29日、糸島市の伊都文化会館で、糸島青年会議所主催『第1回糸島市長選挙に伴う公開討論会』が開催された。会場には500名ほどの有権者が集まり、20代、30代の男性や幼児を連れた若い主婦の姿も見られた。
討論会に参加したのは、市長選挙に立候補する予定の旧前原市の市長、松本嶺男氏と新人である佐藤俊郎氏の2名。討論は、第1次産業、商業振興、福祉政策、インフラ整備、財政基盤、これからのまちづくりといったテーマに沿って進められた。
討論は終始、両氏の市政における方向性の相違が浮き彫りとなる内容であった。特に、選挙の大きな争点のひとつと言われている『中央ルート』について、両者の意見が顕著に対立した。
松本氏は、「『中央ルート』は、1日2万3,000台という許容量の倍以上にある国道202号線の交通量を緩和する上で必要だ。また、九州大学がフルオープンした時に発生する人、モノ、情報の流れに対応できるよう県の事業として進められている」と、必要性を訴えた。
一方の佐藤氏は「(松本氏は)何度も「県の事業」と言っているが使われるのは血税である。今までの事業を見直すのが国全体の流れだ。100歩譲って、私が『中央ルート』を認めたとしても、現在予定されている大規格の道路が本当に必要なのかどうか、一度洗い直す必要がある」と、計画の内容に対する意見を述べた。
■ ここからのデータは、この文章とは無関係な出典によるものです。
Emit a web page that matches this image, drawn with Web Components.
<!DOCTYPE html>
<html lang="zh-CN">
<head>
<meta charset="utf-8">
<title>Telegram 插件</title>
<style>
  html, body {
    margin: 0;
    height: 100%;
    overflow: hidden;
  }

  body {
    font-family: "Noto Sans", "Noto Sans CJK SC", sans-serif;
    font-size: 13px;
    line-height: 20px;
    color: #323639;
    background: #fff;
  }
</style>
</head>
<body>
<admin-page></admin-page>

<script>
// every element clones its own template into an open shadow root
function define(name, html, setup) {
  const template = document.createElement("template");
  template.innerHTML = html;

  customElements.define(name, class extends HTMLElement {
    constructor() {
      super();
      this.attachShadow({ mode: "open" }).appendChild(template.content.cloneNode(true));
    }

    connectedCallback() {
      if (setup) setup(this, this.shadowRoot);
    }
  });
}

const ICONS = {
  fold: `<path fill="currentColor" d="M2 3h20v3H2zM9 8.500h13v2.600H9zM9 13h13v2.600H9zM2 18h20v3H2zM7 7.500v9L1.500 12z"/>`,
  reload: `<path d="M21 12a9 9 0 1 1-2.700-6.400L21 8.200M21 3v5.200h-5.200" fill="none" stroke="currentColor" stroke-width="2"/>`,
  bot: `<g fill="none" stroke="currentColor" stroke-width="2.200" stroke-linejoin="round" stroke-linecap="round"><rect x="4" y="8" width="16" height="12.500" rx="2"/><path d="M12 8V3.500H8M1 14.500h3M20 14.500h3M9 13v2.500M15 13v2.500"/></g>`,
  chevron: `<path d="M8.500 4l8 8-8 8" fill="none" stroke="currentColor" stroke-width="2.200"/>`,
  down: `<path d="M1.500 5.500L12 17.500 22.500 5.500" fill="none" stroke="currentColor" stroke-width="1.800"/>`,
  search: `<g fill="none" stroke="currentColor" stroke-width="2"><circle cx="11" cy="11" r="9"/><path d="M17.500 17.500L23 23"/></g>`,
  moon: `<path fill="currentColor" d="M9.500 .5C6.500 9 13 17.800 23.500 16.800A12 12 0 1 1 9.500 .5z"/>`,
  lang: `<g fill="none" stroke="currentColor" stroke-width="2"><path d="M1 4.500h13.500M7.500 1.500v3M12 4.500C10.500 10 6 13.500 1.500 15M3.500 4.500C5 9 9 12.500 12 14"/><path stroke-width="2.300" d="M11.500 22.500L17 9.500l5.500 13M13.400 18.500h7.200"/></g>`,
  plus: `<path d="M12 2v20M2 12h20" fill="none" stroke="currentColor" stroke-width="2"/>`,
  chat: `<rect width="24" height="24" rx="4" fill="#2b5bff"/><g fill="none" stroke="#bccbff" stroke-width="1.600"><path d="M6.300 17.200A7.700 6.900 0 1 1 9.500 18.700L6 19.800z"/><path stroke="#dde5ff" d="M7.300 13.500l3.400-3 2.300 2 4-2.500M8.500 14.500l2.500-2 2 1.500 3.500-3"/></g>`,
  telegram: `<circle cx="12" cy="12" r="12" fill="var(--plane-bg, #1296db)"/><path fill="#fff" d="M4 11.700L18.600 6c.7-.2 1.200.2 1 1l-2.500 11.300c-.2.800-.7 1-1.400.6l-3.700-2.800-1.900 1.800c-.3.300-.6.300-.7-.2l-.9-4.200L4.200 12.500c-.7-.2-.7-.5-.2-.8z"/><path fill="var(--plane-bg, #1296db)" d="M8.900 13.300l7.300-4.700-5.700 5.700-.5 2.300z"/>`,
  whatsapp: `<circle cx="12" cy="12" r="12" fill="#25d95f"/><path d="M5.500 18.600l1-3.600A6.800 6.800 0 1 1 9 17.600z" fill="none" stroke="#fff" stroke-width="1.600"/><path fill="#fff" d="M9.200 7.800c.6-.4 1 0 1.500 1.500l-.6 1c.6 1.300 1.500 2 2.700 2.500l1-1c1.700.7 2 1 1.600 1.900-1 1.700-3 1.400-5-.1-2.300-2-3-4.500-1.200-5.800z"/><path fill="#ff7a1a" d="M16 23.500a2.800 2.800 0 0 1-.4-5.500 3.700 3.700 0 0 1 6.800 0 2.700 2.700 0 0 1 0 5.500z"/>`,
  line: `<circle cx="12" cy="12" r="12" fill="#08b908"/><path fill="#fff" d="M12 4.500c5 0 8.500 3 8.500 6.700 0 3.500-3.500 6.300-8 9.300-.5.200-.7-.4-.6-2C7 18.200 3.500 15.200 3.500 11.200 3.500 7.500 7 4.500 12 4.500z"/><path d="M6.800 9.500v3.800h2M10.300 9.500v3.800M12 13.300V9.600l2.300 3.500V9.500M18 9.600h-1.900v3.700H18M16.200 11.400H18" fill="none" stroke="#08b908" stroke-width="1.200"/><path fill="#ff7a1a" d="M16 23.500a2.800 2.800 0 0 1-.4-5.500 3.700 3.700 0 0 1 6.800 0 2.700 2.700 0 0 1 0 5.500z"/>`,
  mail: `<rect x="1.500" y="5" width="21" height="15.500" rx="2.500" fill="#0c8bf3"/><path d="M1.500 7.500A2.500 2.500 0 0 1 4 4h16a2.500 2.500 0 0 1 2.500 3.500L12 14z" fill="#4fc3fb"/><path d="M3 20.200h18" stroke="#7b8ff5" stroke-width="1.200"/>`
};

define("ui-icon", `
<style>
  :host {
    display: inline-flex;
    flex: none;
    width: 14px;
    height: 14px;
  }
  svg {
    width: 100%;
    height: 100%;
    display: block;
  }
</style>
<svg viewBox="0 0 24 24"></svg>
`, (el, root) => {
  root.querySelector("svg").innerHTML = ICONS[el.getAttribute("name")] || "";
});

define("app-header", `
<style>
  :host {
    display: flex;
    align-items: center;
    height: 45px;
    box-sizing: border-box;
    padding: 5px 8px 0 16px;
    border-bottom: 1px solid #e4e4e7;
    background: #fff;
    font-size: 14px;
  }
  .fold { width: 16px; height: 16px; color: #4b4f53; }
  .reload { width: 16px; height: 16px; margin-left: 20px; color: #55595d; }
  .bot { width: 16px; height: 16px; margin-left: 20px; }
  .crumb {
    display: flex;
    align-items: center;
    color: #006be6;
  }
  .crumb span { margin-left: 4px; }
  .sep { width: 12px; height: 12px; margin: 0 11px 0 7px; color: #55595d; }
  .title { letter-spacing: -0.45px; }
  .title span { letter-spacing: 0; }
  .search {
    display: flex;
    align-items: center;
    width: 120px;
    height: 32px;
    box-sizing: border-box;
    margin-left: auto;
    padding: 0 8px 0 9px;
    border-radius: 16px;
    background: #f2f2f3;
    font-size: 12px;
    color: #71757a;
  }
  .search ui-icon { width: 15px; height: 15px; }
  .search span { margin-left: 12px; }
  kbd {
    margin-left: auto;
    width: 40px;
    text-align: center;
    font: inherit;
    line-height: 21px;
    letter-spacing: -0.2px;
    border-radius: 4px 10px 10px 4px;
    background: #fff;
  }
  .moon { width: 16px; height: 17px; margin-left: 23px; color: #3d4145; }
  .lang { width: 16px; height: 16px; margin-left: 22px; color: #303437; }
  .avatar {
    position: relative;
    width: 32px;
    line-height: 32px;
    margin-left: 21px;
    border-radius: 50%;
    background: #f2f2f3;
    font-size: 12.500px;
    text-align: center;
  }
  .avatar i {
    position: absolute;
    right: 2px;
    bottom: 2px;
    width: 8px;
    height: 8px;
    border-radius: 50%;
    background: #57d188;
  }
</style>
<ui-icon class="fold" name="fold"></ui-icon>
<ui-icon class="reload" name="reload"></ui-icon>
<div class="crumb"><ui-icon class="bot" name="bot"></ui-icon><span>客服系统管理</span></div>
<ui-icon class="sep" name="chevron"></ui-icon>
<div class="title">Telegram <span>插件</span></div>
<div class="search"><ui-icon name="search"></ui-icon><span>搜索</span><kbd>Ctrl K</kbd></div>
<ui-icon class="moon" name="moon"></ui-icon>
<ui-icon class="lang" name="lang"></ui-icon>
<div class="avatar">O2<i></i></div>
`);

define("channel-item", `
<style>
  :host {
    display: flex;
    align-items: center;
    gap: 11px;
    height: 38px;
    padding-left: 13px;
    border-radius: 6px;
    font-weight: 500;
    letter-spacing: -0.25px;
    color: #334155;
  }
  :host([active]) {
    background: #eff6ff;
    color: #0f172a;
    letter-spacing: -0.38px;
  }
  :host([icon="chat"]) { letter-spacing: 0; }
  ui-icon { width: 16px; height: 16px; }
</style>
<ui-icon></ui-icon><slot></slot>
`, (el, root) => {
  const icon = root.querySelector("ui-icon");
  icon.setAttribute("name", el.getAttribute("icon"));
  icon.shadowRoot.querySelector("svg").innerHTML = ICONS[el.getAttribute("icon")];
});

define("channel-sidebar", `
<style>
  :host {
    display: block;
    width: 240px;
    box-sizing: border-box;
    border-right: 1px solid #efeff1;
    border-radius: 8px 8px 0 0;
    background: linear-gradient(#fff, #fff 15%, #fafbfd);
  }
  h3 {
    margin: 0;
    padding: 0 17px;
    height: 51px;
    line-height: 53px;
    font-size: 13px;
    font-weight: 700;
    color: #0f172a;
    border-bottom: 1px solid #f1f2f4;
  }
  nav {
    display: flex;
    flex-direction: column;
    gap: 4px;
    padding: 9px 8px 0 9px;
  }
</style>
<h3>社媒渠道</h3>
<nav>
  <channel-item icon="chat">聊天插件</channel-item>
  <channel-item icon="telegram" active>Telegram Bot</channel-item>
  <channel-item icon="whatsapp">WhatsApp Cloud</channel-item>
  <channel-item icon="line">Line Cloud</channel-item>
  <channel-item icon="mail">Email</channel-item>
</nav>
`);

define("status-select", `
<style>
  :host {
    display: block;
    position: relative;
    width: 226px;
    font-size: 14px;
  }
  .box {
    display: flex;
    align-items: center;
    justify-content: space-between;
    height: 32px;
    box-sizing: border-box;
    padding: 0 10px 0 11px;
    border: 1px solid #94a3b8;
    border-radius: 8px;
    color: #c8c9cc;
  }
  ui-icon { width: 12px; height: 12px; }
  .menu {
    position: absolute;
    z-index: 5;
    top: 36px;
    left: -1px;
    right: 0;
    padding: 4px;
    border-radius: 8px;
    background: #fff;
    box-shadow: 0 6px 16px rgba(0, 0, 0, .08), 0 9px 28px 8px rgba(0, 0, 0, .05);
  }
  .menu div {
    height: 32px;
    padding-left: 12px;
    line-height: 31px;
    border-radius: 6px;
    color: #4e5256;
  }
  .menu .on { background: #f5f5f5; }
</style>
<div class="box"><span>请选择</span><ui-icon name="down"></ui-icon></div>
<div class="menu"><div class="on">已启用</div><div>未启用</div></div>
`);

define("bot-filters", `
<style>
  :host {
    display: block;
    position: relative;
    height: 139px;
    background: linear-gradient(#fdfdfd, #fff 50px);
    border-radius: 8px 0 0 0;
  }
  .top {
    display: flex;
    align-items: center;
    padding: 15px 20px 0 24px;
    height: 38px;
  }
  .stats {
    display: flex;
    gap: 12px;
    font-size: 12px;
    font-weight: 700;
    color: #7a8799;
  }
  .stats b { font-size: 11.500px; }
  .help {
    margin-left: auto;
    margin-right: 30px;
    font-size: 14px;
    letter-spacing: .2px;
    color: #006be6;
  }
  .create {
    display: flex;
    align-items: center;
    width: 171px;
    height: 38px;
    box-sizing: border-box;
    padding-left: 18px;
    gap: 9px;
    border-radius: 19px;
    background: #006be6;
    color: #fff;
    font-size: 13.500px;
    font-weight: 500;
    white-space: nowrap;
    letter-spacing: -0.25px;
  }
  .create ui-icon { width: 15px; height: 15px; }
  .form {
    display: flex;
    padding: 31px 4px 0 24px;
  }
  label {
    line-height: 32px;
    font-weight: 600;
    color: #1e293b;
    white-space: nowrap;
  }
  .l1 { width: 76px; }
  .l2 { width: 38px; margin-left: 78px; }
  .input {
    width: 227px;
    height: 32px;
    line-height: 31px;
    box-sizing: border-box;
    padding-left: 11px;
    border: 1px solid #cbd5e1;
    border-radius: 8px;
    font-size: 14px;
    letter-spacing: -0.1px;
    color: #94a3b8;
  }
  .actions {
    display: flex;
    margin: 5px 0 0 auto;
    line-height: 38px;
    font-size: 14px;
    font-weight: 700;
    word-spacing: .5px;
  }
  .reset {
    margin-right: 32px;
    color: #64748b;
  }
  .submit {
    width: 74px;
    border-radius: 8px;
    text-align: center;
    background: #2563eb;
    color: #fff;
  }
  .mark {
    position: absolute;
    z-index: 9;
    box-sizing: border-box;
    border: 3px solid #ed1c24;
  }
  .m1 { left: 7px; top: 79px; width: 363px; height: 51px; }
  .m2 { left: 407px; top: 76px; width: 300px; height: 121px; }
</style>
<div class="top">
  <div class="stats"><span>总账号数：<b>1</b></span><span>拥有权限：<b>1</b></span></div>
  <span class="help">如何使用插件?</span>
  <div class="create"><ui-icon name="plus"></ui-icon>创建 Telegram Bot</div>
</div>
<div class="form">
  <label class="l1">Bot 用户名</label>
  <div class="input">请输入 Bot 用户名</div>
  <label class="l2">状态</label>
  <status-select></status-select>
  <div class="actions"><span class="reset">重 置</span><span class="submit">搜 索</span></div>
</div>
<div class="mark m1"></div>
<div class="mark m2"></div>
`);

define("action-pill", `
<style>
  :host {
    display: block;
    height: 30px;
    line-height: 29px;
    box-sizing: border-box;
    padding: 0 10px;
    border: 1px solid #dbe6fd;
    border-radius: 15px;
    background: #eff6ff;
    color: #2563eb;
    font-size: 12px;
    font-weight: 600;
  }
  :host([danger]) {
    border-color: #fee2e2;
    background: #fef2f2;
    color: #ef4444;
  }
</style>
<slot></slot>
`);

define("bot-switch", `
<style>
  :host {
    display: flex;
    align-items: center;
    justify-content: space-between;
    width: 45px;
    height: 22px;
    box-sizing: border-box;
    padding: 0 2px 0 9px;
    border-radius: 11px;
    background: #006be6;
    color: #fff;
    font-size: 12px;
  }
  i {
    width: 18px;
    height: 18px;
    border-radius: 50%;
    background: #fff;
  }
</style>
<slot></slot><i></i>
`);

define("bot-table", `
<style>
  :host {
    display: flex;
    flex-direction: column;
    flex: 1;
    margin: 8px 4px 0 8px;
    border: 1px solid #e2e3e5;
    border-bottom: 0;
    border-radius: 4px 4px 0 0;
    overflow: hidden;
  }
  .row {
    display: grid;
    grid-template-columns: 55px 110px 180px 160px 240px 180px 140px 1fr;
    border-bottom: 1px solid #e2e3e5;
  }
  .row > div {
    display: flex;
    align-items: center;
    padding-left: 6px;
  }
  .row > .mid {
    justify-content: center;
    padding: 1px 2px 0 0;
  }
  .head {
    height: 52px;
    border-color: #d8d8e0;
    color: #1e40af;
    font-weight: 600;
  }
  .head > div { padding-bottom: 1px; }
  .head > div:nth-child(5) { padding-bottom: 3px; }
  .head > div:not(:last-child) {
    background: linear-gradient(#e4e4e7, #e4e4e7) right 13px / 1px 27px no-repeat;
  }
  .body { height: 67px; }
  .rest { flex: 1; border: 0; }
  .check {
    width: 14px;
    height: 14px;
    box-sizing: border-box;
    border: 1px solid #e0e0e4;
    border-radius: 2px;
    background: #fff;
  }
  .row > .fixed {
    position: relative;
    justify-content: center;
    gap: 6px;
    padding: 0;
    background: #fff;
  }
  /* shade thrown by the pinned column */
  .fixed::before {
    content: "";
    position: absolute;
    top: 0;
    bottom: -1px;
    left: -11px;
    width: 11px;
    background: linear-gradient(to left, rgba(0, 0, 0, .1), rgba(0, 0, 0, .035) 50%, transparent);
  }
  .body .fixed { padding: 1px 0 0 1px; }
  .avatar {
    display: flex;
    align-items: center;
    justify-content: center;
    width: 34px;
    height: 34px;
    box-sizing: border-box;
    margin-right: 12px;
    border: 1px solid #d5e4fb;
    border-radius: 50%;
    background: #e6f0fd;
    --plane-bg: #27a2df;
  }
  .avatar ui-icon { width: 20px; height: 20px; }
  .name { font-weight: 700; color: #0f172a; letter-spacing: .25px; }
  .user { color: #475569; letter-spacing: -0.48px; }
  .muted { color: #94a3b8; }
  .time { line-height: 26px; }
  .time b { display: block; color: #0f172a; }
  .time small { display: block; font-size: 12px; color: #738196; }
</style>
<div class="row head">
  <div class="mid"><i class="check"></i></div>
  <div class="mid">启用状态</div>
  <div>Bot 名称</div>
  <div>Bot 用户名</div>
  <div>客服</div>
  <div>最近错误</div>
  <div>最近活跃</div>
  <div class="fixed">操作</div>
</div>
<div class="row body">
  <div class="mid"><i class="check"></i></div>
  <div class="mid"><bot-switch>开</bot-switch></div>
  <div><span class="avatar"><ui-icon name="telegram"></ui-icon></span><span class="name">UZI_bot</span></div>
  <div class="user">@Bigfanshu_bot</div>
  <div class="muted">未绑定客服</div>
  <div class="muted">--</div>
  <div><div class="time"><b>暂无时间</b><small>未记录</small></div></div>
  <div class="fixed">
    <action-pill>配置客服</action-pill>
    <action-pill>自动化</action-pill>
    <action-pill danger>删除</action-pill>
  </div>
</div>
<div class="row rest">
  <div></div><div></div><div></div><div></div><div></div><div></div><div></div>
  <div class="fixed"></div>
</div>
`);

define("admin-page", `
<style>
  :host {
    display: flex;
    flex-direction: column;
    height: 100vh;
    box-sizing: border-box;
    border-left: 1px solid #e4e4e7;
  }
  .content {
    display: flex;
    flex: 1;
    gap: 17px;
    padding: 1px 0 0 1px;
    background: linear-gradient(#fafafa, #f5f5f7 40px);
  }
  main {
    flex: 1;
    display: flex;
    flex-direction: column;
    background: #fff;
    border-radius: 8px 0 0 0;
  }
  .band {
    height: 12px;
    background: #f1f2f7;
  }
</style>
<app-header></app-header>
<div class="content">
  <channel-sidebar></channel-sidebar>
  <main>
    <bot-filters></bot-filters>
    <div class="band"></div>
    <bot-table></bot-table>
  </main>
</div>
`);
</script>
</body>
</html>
終盤には両者間で質疑応答が行われた。佐藤氏の質問は、『白糸地獄谷の残土埋め立て問題』に関するもの。松本氏が、旧前原市の市長であった昨年末まで静観の構えをとっていたにも関わらず、最近になり「糸島市長になれば反対する」と表明したことについて問い質した。松本氏は、問題の推移を説明した上で「理論的に反論できるまでには時間がかかった」と答弁した。
次に、松本氏は、佐藤氏が配付していたリーフレットを手に取り、糸島市の財政状況を詳しく説明した上で「財政寸前、県下最悪の状況と書いてあるが、これは間違いだ。撤回してもらいたい」と応戦。佐藤氏は「財政が硬直化しているのは事実だ。問題とすべきは市政の方向性であり、財政の状況を市民に分かってもらうための表現だ」と反論した。
今回の討論における両氏の姿勢は対照的であった。松本氏は、これまでの行政経験を背景に細かいデータを示しながら具体的に政策を語った。ただ、現在進行中の施策について、「市議会の承認を得た」、「県の事業である」という言葉で正当性を主張しているあたり、市長としてのリーダーシップに疑問を感じるところがある。
対する佐藤氏は、民間の視点から今までの市政に対する疑問をぶつけ自身のビジョンを語った。ただし、全般的に具体性に欠け、会場の有権者に伝わりにくかったのではないかと思う。今までの市政に対する検証においても、今後どれほど具体的に追及していけるかが大きなポイントになるであろう。
なお、討論会の模様は録画されており、約1週間後、糸島青年会議所のホームページで公開される予定である。